Chiral separation of some amino alcohols by addition of helical nickel(II) chelate to the mobile phase used in reversed-phase high-performance liquid chromatography

Abstract

A set of underivatized chiral primary and secondary amino alcohols, including ephedrine analogues, were separated into the respective enantiomers by reversed-phase high-performance liquid chromatography employing acetonitrile-water as the mobile phase containing newly synthesized neutral, square-planar, helically distorted nickel(II) chelate. The four chelates studied, derived from condensation of optically active tetradentate Schiff base ligands with nickel(II) acetate, were differentiated according to the alkyl substituent on the chiral centres of the parent molecule. The influence of changes in the mobile phase concentration of each chelate or acetonitrile and its flow-rate on the observed enantiomeric discrimination of solutes was investigated. Based on the three-point interaction chiral recognition model, possible structures for the associates between solutes and the chelate responsible for the enantiomeric separation were suggested.
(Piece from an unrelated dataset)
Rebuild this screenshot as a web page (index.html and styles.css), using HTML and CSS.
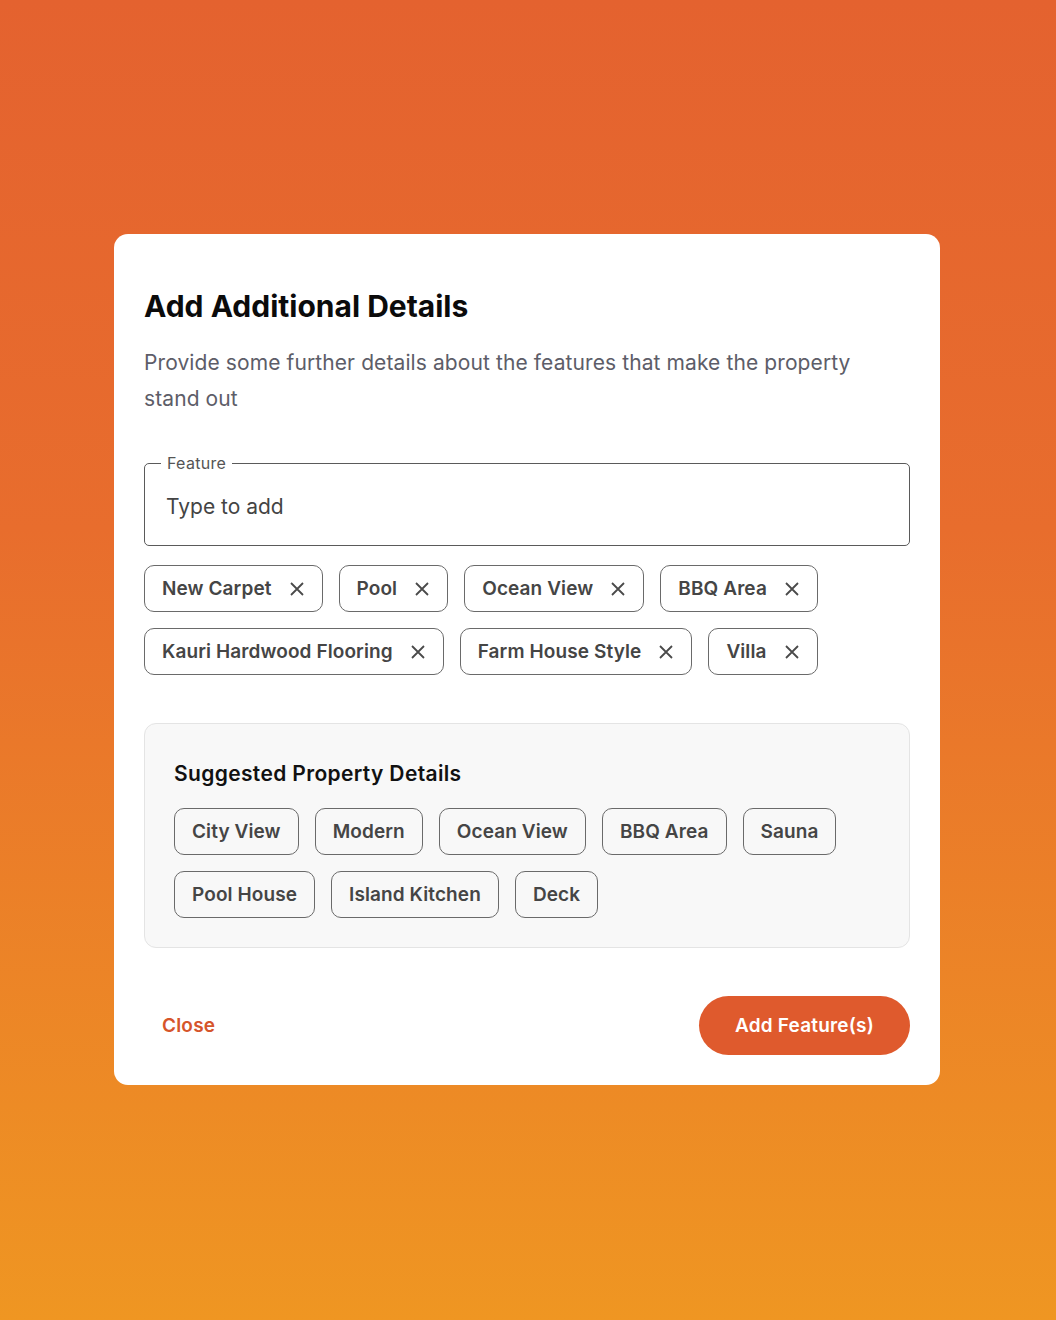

The separation efficiency obtained with the developed HPLC system was compared with the resolution of amino alcohols observed with a typical ligand-exchange HPLC system with a chiral stationary phase in the form N-2′-hydroxy- n-dodecyl- l-hydroxyproline and a mobile phase containing copper(II) ion. The content of pseudoephedrine enantiomers in some representative samples of its oral dosage forms (tablets, syrups, elixirs) was determined using the developed RP-HPLC method.